His vision was much larger, he had been to the mountain, he had talked to his God, his dream was that man would be judged not by the color of their skin, but by the content of their character. Just like Jesus Christ preached that all mankind was created in God’s own image. Jesus preached that we should love our neighbors as ourselves!

So when I look at what is going on today and try to figure what is being accomplished here, other than spreading hate/discontent and spending taxpayer money needlessly when we could use that money to make up for tax revenue shortfalls caused by the pandemic, nothing of any value is being accomplished.

But then I look again, and I come to the ugly realization that, yes, something is being accomplished: Martin Luther King’s dream as well as Jesus Christ’s dream are being completely destroyed. The racial divide in this country today is worse than it ever was back in the 1960s.

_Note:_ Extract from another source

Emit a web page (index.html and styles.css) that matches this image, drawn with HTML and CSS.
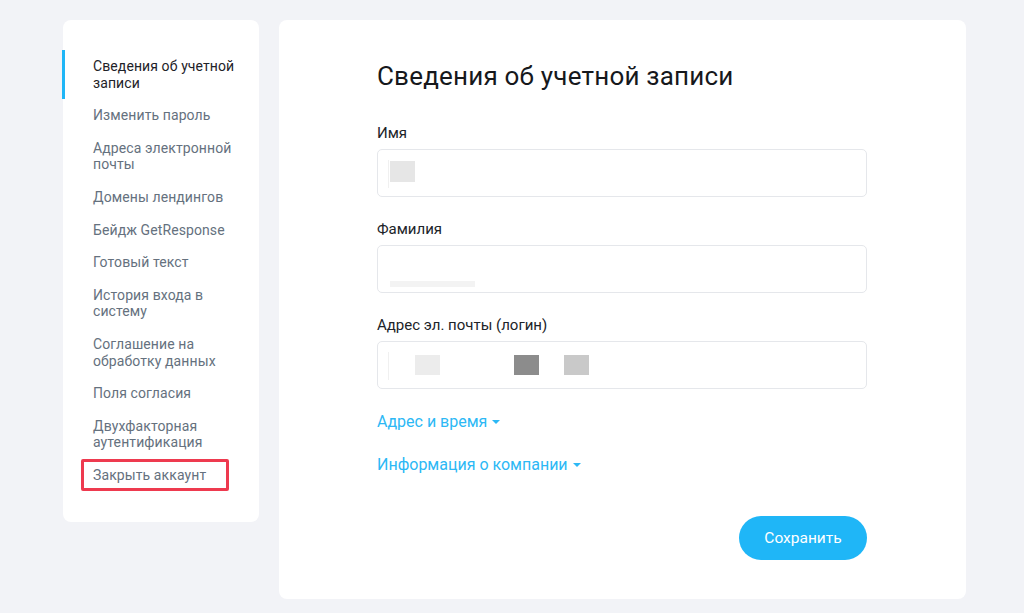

As a boy who spent my summer months from 1963-1968 in North Carolina traveling all over the region with my uncle, who worked for Taylor Biscuit Co., I have seen the aftermath more than one time of the Klu Klan Klan where they burned a cross in a front yard somewhere, in a Black church’s front yard, etc. But what I witnessed/experienced back then pales in comparison with what I see today with regards to Black Lives Matter, Antifa, etc., burning homes, businesses and police stations throughout our country and politicians not allowing the law enforcement to do their jobs.

Martin Luther King and Jesus Christ were not interested in statues. They were not intimidated by them in the least. They cared and were concerned about something much more important: men’s souls! I wonder what they would say if they both came back today and witnessed what all is going on.